Maybe casting his best friend seems an easy excuse for Affleck to lean into those fraternal vibes, but Damon has always been one of the more reliable avatars for affable, middle-aged, overweight men seeking their one big break. At this point in his career it’s hard not to root for him, especially when you know he’s already going to win. Still, the rest of the cast does its best to grate against such inevitability. There are small, crucial parts for Chris Tucker as Nike executive Howard White and Marlon Wayans as former basketball coach Geroge Raveling, and Bateman makes the most of his playing time, like in one scene where he shares his concerns about fatherhood as he and Sonny consider the potential cost of losing out on Jordan. As a helpful contrast, Affleck shakes up the normcore aesthetic with his flashy sweatsuits, sunglasses, and sports car, playing up a hamminess and aloofness in Knight that carefully treads the line of mockery. And then there’s Davis, anchoring the movie’s opposing side with the calm assurance that her son will be the best to ever play the game. 

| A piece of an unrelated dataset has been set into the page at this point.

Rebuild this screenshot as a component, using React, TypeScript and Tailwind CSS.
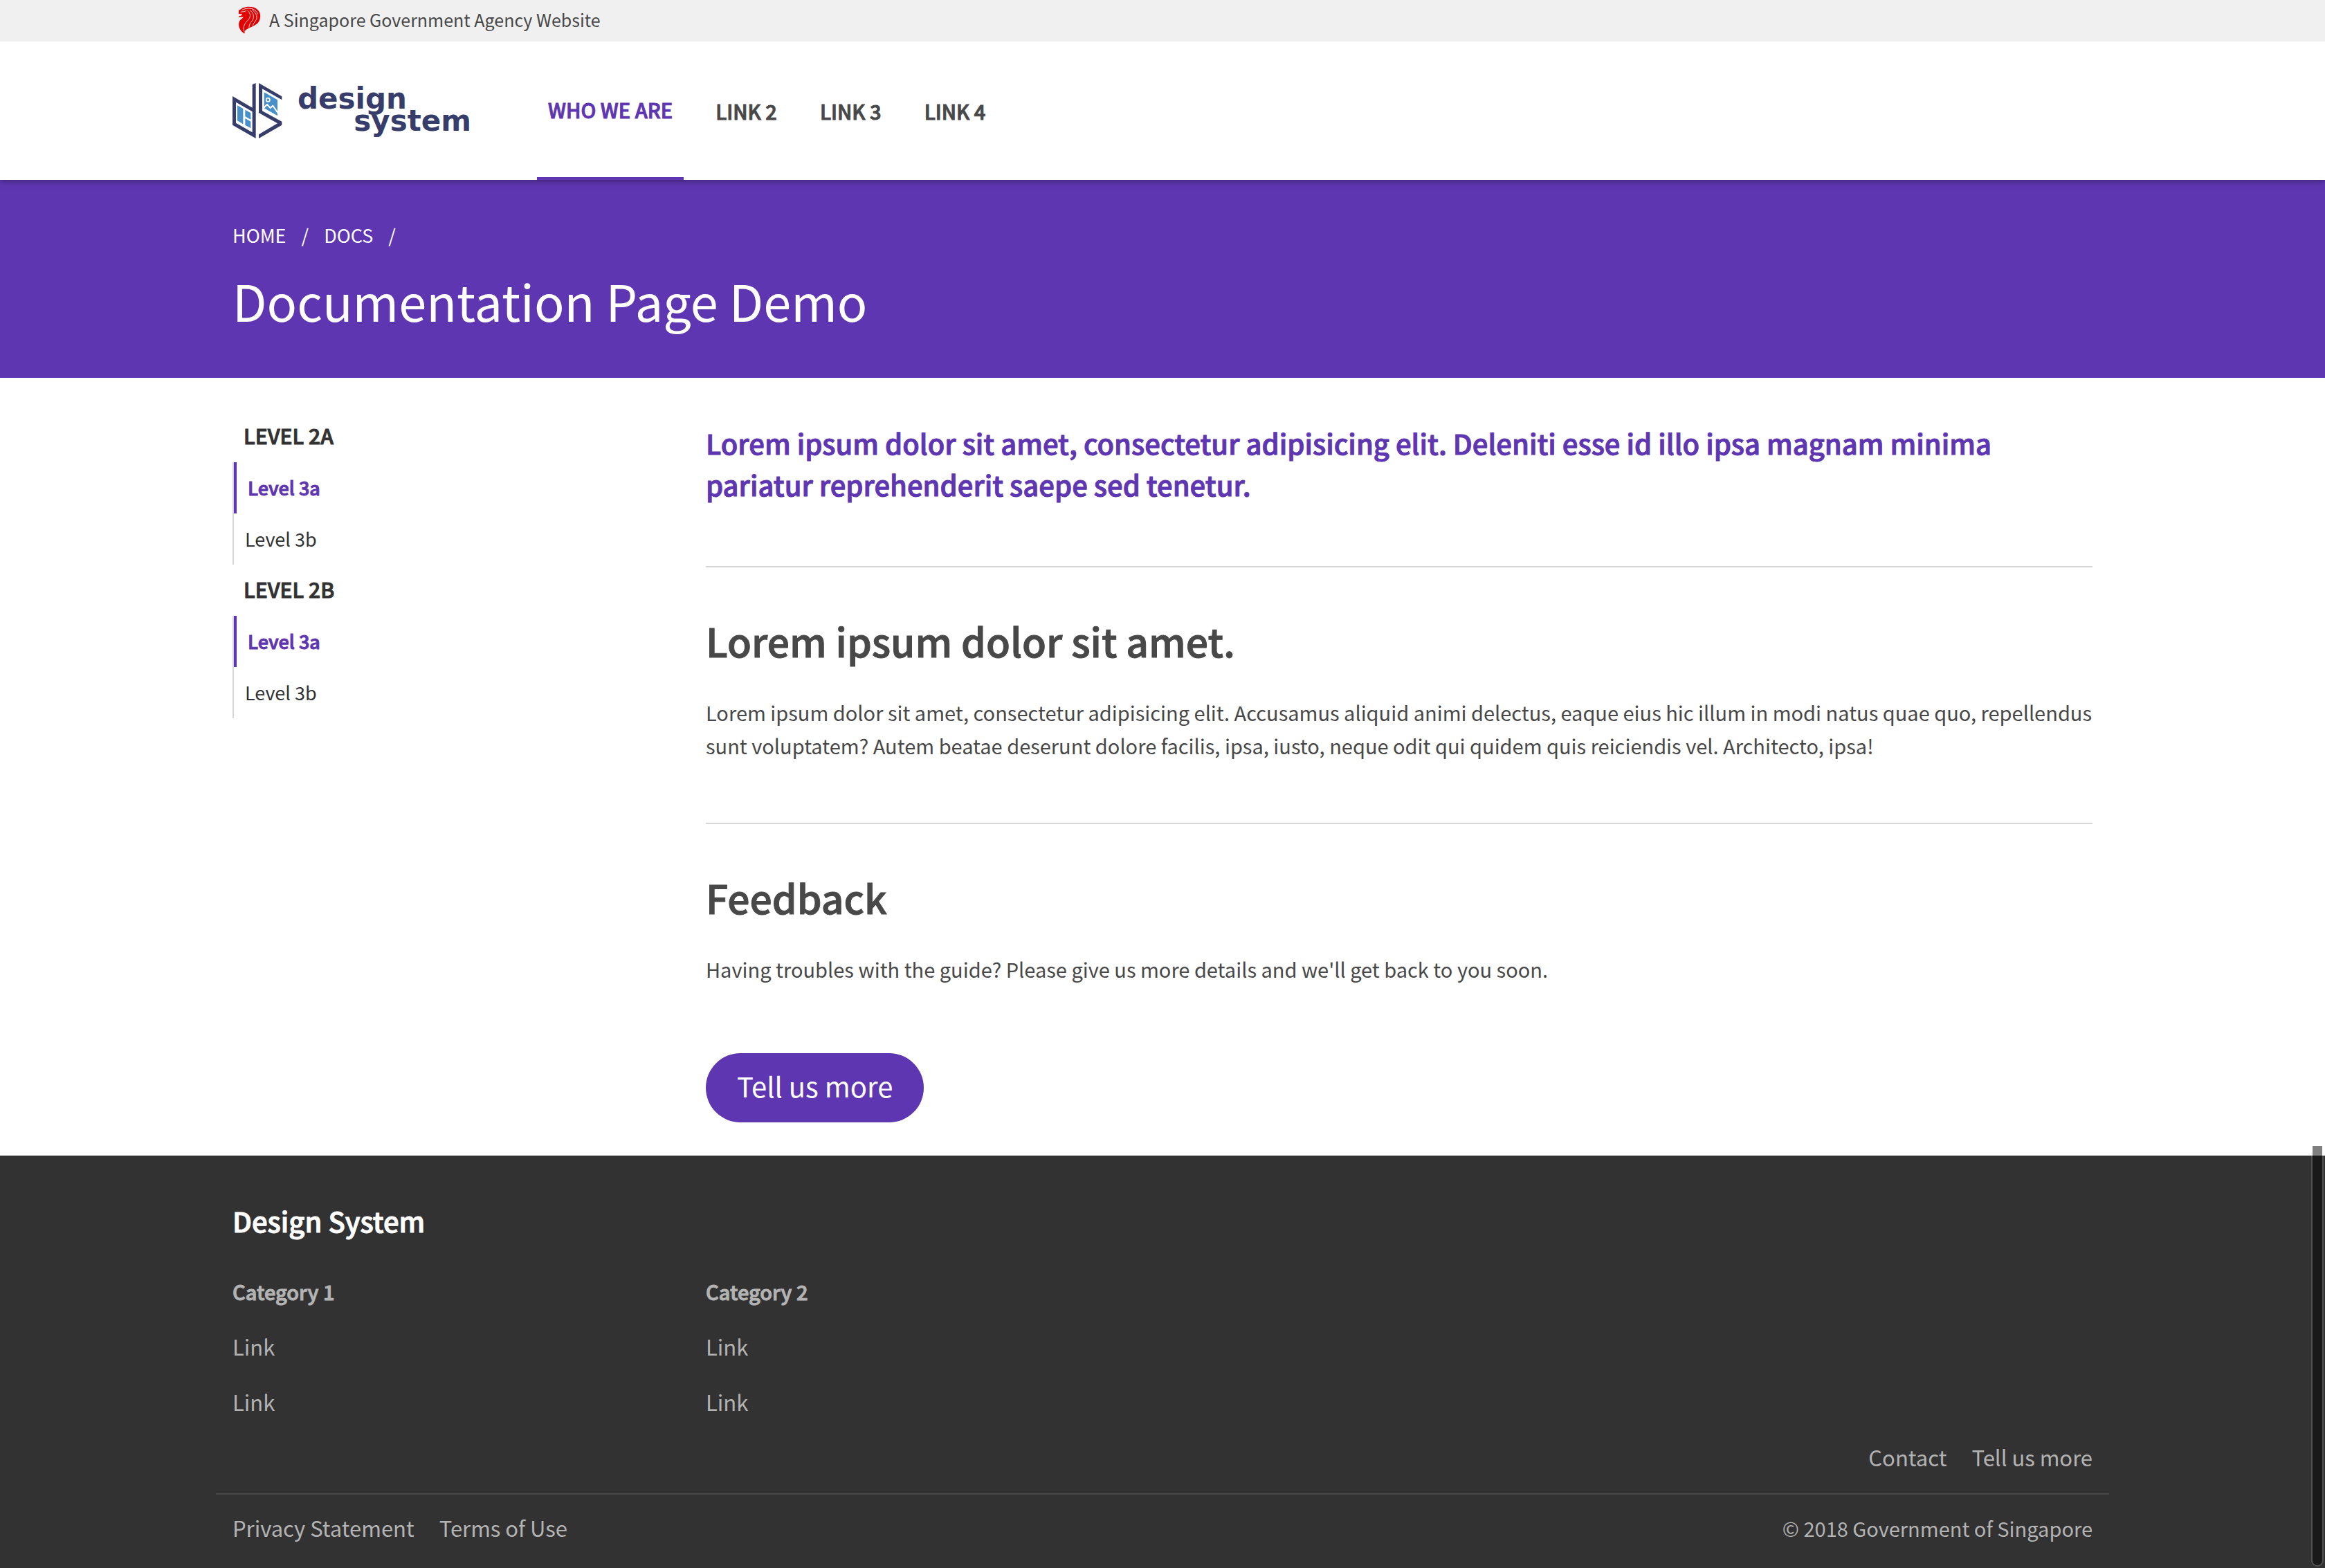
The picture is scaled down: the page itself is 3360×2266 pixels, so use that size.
import type { ReactNode } from "react";

const NAV = [
  { label: "WHO WE ARE", active: true },
  { label: "LINK 2", active: false },
  { label: "LINK 3", active: false },
  { label: "LINK 4", active: false },
];

const CRUMBS = ["HOME", "DOCS"];

const SIDE_MENU = [
  { title: "LEVEL 2A", active: "Level 3a", other: "Level 3b" },
  { title: "LEVEL 2B", active: "Level 3a", other: "Level 3b" },
];

const CATEGORIES = ["Category 1", "Category 2"];

function Container({ children }: { children: ReactNode }) {
  return <div className="mx-auto w-full max-w-[2736px] px-6">{children}</div>;
}

function LionIcon() {
  return (
    <svg viewBox="42 22 100 122" className="h-[41px] w-[33px]" aria-hidden="true">
      <path
        fill="#e20000"
        d="M45 42C52 40 56 34 64 31C76 26 92 24 106 28C122 32 134 42 138 56C142 70 138 88 128 98C120 106 106 112 95 117C84 122 75 126 72 133L70 144C58 137 49 126 46 112C44 101 46 90 53 83C58 78 64 76 66 71L60 72L46 72V67L56 65L60 62L58 58L45 57Z"
      />
      <g fill="none" stroke="#f0f0f0" strokeWidth="2.8" strokeLinecap="round">
        <path d="M60 40C76 33 92 31 106 36C118 41 126 48 128 58" />
        <path d="M84 44C95 52 98 64 92 76C85 89 70 96 67 116C66 122 67 128 69 134" />
        <path d="M95 42C108 52 113 66 108 80C103 92 91 98 90 116" />
        <path d="M104 40C120 52 127 66 123 80C119 90 110 96 106 108" />
        <path d="M54 49C64 47 72 49 78 43" />
      </g>
    </svg>
  );
}

function Logo() {
  return (
    <svg viewBox="0 0 346 80" className="h-20 w-[346px] overflow-visible" role="img" aria-label="design system">
      <g transform="scale(0.3333) translate(-18 -15)">
        <path
          fill="#373d6b"
          fillRule="evenodd"
          d="M104 22L119 15V255L18 197V72L104 122ZM33 98V188L104 229V139Z"
        />
        <path fill="#373d6b" d="M132 15L232 73V88L147 40V136L232 182V197L132 255V238L213 190L132 144Z" />
        <path
          fill="#4790c9"
          d="M39 112L64 126V193L39 178ZM73 131L97 145V173L73 160ZM73 168L97 182V211L73 197Z"
        />
        <path fill="#4790c9" d="M155 55L213 88V157L155 124Z" />
        <path d="M153 123L168 108L182 123L193 113L215 145" fill="none" stroke="#fff" strokeWidth="6" />
        <circle cx="172" cy="88" r="8" fill="#4790c9" stroke="#fff" strokeWidth="5" />
      </g>
      <g fill="#373d6b" fontFamily="DejaVu Sans, sans-serif" fontWeight="700" fontSize="42">
        <text x="94" y="37">design</text>
        <text x="345" y="69" textAnchor="end">system</text>
      </g>
    </svg>
  );
}

function SectionTitle({ children }: { children: ReactNode }) {
  return (
    <h2 className="mt-[69px] text-[57px] leading-[72px] font-medium [-webkit-text-stroke-width:1px]">{children}</h2>
  );
}

export default function App() {
  return (
    <div className="min-h-screen bg-white font-['Noto_Sans_CJK_SC',sans-serif] text-[#484848]">
      <div className="relative z-10 bg-[#f0f0f0]">
        <Container>
          <a href="#gov" className="flex h-15 items-center gap-3 pb-1 pl-2">
            <LionIcon />
            <span className="text-[25px] leading-10">A Singapore Government Agency Website</span>
          </a>
        </Container>
      </div>

      <header className="relative bg-white shadow-[0_0_10px_rgba(0,0,0,0.5)]">
        <Container>
          <div className="flex h-[200px] items-center gap-[94px]">
            <a href="#home">
              <Logo />
            </a>
            <nav className="flex h-full gap-[30px] text-[29px] leading-12 font-medium [-webkit-text-stroke-width:1px]">
              {NAV.map((item) => (
                <a
                  key={item.label}
                  href="#nav"
                  className={
                    item.active
                      ? "flex items-center border-b-4 border-[#5f36b1] px-4 text-[#5f36b1]"
                      : "flex items-center px-4"
                  }
                >
                  {item.label}
                </a>
              ))}
            </nav>
          </div>
        </Container>
      </header>

      <section className="bg-[#5f36b1] pt-15 pb-16 text-white">
        <Container>
          <nav aria-label="Breadcrumb" className="flex gap-[22px] text-[27px] leading-10">
            {CRUMBS.map((crumb) => (
              <span key={crumb} className="flex gap-[22px]">
                <a href="#crumb">{crumb}</a>
                <span>/</span>
              </span>
            ))}
          </nav>
          <h1 className="mt-[26px] text-[72px] leading-24">Documentation Page Demo</h1>
        </Container>
      </section>

      <div className="mx-auto flex w-full max-w-[2736px]">
        <aside className="w-1/4 px-6 pt-12 text-[#323232]">
          {SIDE_MENU.map((group) => (
            <div key={group.title}>
              <h3 className="flex h-[74px] items-center px-4 pb-1 text-[30px] font-medium [-webkit-text-stroke-width:1px]">
                {group.title}
              </h3>
              <ul className="border-l-2 border-[#d6d6d6] text-[27px]">
                <li>
                  <a
                    href="#level-3a"
                    className="flex h-[74px] items-center border-l-4 border-[#5f36b1] px-4 font-medium text-[#5f36b1] [-webkit-text-stroke-width:1px]"
                  >
                    {group.active}
                  </a>
                </li>
                <li>
                  <a href="#level-3b" className="flex h-[74px] items-center px-4">
                    {group.other}
                  </a>
                </li>
              </ul>
            </div>
          ))}
        </aside>

        <main className="w-3/4 px-6 pt-16 pb-12">
          <p className="text-[40px] leading-15 font-medium text-[#5f36b1] [-webkit-text-stroke-width:1px]">
            Lorem ipsum dolor sit amet, consectetur adipisicing elit. Deleniti esse id illo ipsa magnam minima
            pariatur reprehenderit saepe sed tenetur.
          </p>
          <hr className="mt-[88px] border-t-2 border-[#d6d6d6]" />
          <SectionTitle>Lorem ipsum dolor sit amet.</SectionTitle>
          <p className="mt-11 text-[29px] leading-12">
            Lorem ipsum dolor sit amet, consectetur adipisicing elit. Accusamus aliquid animi delectus, eaque eius
            hic illum in modi natus quae quo, repellendus sunt voluptatem? Autem beatae deserunt dolore facilis,
            ipsa, iusto, neque odit qui quidem quis reiciendis vel. Architecto, ipsa!
          </p>
          <hr className="mt-[88px] border-t-2 border-[#d6d6d6]" />
          <SectionTitle>Feedback</SectionTitle>
          <p className="mt-11 text-[29px] leading-12">
            Having troubles with the guide? Please give us more details and we'll get back to you soon.
          </p>
          <button
            type="button"
            className="mt-[98px] flex h-[100px] items-center rounded-full bg-[#5f36b1] px-[45px] pb-1.5 text-[40px] text-white"
          >
            Tell us more
          </button>
        </main>
      </div>

      <footer className="bg-[#323232] pt-16 text-[31px] leading-12 text-[#b3b3b3]">
        <Container>
          <h2 className="text-[40px] leading-15 font-medium text-white [-webkit-text-stroke-width:1px]">
            Design System
          </h2>
        </Container>
        <div className="mx-auto mt-12 flex w-full max-w-[2736px]">
          {CATEGORIES.map((category) => (
            <div key={category} className="flex w-1/4 flex-col items-start gap-8 px-6">
              <h3 className="text-[29px] font-medium [-webkit-text-stroke-width:1px]">{category}</h3>
              <a href="#link-1">Link</a>
              <a href="#link-2">Link</a>
            </div>
          ))}
        </div>
        <div className="mx-auto w-full max-w-[2736px]">
          <div className="mt-8 flex justify-end gap-9 border-b-2 border-[#484848] px-6 pb-7">
            <a href="#contact">Contact</a>
            <a href="#tell">Tell us more</a>
          </div>
          <div className="flex justify-between px-6 pt-6 pb-[34px]">
            <div className="flex gap-9">
              <a href="#privacy">Privacy Statement</a>
              <a href="#terms">Terms of Use</a>
            </div>
            <p className="text-[29px]">© 2018 Government of Singapore</p>
          </div>
        </div>
      </footer>

      <div
        aria-hidden="true"
        className="fixed right-0.5 bottom-0.5 h-[610px] w-[18px] rounded-b-full border-2 border-white/15 bg-black/50 bg-clip-padding"
      />
    </div>
  );
}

In many ways, AIR embodies the last decade of sports movies that have pivoted from showing action on the field or court, instead peeking into corner offices and classrooms to examine the power players and dealmakers pulling the strings. But that doesn’t mean Convery can’t follow the sports-movie formula, which builds to Damon’s satisfying big speech in front of Jordan (who remains faceless throughout his brief appearances) and his parents. “A shoe is just a shoe until someone steps into it,” he tells them, a quote Rob uses to inspire designer and Nike shoe scientist Peter Moore (Matthew Maher) before beginning work on the Air Jordan line. Affleck believes in that thesis, too. The Nike deal––which Deloris manipulates to the very end––allowed Jordan a share of the shoe’s revenue and began the idea that an athlete could become their own brand. Four decades later it’s hard to imagine it any other way. 

AIR opens in wide release on April 5.